### Exercise instructions
Gather up the lines with the word "this" in them.

### Records shown

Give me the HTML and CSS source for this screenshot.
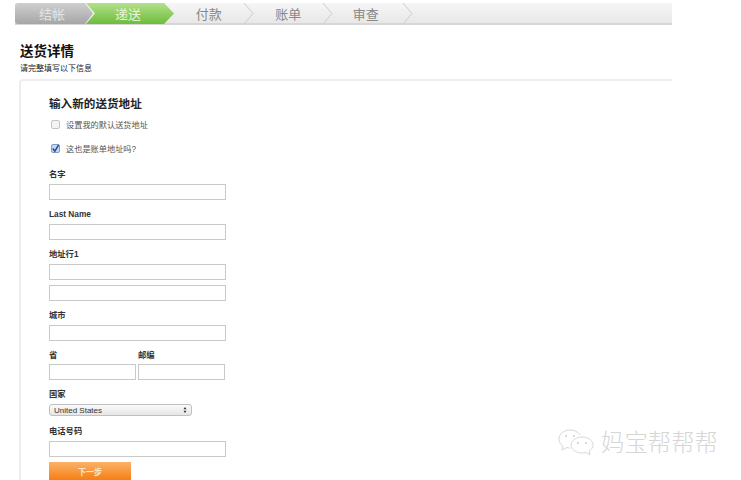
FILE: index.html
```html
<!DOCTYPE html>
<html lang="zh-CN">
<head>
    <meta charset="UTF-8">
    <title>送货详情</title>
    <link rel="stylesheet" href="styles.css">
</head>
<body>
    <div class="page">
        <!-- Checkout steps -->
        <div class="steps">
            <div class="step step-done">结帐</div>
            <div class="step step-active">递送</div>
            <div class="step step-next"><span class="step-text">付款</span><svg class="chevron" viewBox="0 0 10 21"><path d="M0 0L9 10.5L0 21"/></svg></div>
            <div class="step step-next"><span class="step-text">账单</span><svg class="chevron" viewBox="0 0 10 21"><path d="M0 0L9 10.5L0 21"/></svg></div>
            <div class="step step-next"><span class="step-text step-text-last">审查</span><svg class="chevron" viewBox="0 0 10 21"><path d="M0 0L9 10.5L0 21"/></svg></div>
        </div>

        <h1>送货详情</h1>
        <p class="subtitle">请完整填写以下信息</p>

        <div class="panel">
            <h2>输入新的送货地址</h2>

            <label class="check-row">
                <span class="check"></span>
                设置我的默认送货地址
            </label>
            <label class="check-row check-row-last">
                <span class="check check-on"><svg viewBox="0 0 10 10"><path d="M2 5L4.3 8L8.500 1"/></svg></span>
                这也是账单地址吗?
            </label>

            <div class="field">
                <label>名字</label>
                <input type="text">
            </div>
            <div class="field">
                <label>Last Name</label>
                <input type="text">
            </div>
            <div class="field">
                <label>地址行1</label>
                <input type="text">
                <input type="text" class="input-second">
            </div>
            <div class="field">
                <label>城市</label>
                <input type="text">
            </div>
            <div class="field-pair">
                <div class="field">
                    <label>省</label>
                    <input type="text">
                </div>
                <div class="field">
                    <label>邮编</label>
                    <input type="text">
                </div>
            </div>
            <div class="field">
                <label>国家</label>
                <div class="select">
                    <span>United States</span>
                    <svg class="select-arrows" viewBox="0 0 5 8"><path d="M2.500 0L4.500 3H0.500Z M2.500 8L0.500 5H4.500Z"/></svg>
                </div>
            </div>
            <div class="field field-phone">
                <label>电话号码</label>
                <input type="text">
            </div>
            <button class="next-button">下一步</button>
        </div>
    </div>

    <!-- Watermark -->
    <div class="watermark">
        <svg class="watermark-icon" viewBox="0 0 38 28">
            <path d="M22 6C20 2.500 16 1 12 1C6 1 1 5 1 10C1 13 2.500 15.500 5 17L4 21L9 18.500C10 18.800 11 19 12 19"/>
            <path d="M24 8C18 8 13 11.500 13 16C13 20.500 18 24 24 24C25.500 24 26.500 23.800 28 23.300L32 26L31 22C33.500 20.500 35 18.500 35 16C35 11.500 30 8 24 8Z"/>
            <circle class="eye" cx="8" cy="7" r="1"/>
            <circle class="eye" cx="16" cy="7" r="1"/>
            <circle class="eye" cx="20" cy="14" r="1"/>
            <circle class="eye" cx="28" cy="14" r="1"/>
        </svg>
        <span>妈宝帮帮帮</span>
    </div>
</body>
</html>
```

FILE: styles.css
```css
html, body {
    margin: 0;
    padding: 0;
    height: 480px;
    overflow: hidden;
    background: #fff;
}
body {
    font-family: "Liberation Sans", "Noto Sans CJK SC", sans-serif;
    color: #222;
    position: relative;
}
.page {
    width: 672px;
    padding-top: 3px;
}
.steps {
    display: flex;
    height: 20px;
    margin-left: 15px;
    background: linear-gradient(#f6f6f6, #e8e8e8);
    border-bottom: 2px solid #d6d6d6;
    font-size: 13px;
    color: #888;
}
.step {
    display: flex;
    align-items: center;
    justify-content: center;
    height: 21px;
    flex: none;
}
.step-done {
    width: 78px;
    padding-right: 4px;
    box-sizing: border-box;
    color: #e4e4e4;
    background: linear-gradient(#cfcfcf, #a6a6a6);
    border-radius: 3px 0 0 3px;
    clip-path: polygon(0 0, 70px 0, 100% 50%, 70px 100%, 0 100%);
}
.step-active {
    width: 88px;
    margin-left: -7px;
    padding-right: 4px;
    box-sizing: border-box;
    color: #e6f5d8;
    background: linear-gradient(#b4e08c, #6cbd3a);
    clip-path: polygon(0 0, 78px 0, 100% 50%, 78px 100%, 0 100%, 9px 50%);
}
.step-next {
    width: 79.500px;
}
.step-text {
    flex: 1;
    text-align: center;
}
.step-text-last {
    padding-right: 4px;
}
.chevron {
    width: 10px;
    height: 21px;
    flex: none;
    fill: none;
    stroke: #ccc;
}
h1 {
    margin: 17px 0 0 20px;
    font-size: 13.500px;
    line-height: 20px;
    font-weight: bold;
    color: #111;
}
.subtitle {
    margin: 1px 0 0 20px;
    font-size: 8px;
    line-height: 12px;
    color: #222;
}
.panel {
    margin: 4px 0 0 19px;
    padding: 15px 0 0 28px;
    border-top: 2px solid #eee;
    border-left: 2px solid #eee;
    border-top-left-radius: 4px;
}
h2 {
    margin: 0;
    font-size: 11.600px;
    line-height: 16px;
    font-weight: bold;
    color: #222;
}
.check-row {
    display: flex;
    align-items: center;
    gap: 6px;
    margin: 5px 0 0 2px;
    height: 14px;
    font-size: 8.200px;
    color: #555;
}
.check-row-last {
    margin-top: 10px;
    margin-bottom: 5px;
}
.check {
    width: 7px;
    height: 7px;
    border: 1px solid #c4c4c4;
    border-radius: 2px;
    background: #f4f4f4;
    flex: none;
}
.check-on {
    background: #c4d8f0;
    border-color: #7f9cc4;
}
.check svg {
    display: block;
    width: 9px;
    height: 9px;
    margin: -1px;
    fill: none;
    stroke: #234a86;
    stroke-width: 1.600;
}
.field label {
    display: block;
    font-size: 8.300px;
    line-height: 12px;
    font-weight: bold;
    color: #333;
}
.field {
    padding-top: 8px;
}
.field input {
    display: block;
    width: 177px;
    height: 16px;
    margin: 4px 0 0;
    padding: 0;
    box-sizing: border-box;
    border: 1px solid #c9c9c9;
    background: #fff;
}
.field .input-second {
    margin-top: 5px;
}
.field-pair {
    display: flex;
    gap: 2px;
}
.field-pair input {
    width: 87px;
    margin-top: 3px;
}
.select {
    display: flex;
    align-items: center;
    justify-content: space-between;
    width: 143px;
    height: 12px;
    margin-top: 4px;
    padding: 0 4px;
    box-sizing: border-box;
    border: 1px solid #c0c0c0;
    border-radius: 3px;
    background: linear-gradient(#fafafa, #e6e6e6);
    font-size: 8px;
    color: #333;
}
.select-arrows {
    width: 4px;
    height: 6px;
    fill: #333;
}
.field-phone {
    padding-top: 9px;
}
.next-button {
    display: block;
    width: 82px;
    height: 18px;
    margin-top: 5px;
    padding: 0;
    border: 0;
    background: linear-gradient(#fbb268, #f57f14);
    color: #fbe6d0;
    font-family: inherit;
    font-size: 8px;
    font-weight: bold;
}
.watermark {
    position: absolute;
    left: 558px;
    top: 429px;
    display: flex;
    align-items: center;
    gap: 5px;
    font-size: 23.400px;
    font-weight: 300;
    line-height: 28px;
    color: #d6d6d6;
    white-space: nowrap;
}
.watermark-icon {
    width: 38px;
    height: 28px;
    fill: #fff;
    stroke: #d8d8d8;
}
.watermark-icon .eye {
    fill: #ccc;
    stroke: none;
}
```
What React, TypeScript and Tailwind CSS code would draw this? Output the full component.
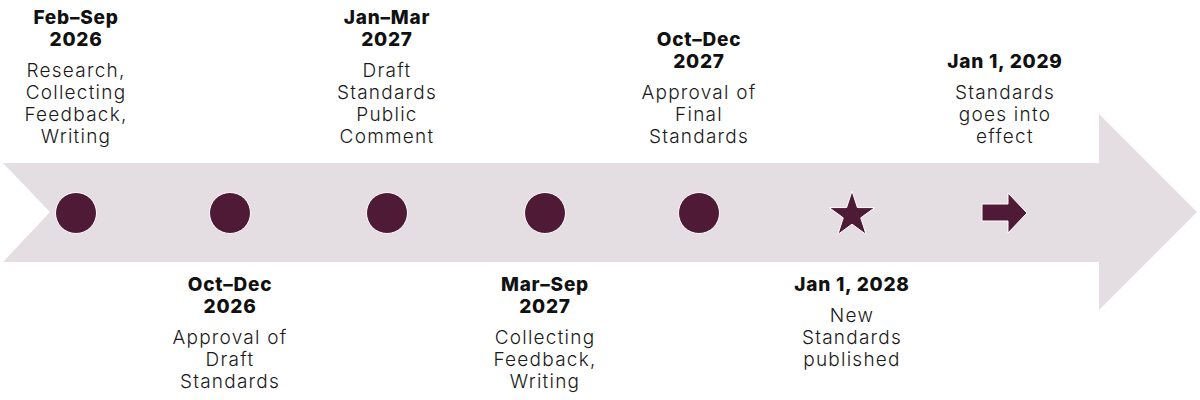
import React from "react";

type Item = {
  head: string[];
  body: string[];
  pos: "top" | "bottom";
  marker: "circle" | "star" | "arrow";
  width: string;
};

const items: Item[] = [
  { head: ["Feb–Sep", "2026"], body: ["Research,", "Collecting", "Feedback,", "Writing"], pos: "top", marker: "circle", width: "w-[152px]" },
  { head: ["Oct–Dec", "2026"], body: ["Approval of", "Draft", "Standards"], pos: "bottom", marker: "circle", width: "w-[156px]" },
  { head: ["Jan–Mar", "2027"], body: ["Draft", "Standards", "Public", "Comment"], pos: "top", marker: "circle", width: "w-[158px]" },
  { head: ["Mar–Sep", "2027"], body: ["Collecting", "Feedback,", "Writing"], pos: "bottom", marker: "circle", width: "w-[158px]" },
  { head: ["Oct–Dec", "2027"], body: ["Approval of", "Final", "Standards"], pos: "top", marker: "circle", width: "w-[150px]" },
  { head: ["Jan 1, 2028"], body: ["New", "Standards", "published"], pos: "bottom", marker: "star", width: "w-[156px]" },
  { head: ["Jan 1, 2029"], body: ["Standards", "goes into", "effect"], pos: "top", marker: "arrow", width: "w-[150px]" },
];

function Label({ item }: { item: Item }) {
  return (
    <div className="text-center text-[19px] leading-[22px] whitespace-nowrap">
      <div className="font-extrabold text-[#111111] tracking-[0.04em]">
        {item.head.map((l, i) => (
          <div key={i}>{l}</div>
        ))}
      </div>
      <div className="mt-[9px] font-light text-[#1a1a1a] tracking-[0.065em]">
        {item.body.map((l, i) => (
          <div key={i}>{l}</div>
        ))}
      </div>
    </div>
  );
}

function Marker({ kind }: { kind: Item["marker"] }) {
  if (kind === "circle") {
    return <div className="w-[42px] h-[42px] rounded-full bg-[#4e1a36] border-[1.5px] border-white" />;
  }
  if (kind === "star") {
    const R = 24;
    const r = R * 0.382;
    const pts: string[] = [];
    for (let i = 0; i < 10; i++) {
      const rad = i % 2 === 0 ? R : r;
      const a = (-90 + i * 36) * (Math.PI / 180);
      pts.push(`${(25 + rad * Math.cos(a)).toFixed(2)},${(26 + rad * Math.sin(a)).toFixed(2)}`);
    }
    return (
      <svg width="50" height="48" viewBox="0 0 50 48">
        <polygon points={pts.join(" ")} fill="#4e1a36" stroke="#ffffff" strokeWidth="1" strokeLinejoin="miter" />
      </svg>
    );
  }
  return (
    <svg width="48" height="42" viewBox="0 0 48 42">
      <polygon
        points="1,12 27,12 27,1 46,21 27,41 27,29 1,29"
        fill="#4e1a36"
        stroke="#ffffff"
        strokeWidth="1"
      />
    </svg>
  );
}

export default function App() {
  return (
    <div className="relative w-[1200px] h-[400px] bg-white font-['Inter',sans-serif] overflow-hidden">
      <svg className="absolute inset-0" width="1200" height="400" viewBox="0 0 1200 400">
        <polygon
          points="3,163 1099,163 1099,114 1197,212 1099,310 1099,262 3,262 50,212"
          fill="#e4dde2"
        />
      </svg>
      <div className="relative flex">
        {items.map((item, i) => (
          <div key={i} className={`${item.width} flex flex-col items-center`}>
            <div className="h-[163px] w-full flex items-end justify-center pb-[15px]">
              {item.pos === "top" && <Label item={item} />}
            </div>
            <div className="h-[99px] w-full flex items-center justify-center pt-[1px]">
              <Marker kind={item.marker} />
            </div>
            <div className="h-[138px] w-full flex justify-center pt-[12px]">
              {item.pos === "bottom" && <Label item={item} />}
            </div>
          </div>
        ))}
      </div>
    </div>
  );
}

### Written solution
Give me the HTML and CSS source for this screenshot.
What React, TypeScript and Tailwind CSS code would draw this? Output the full component.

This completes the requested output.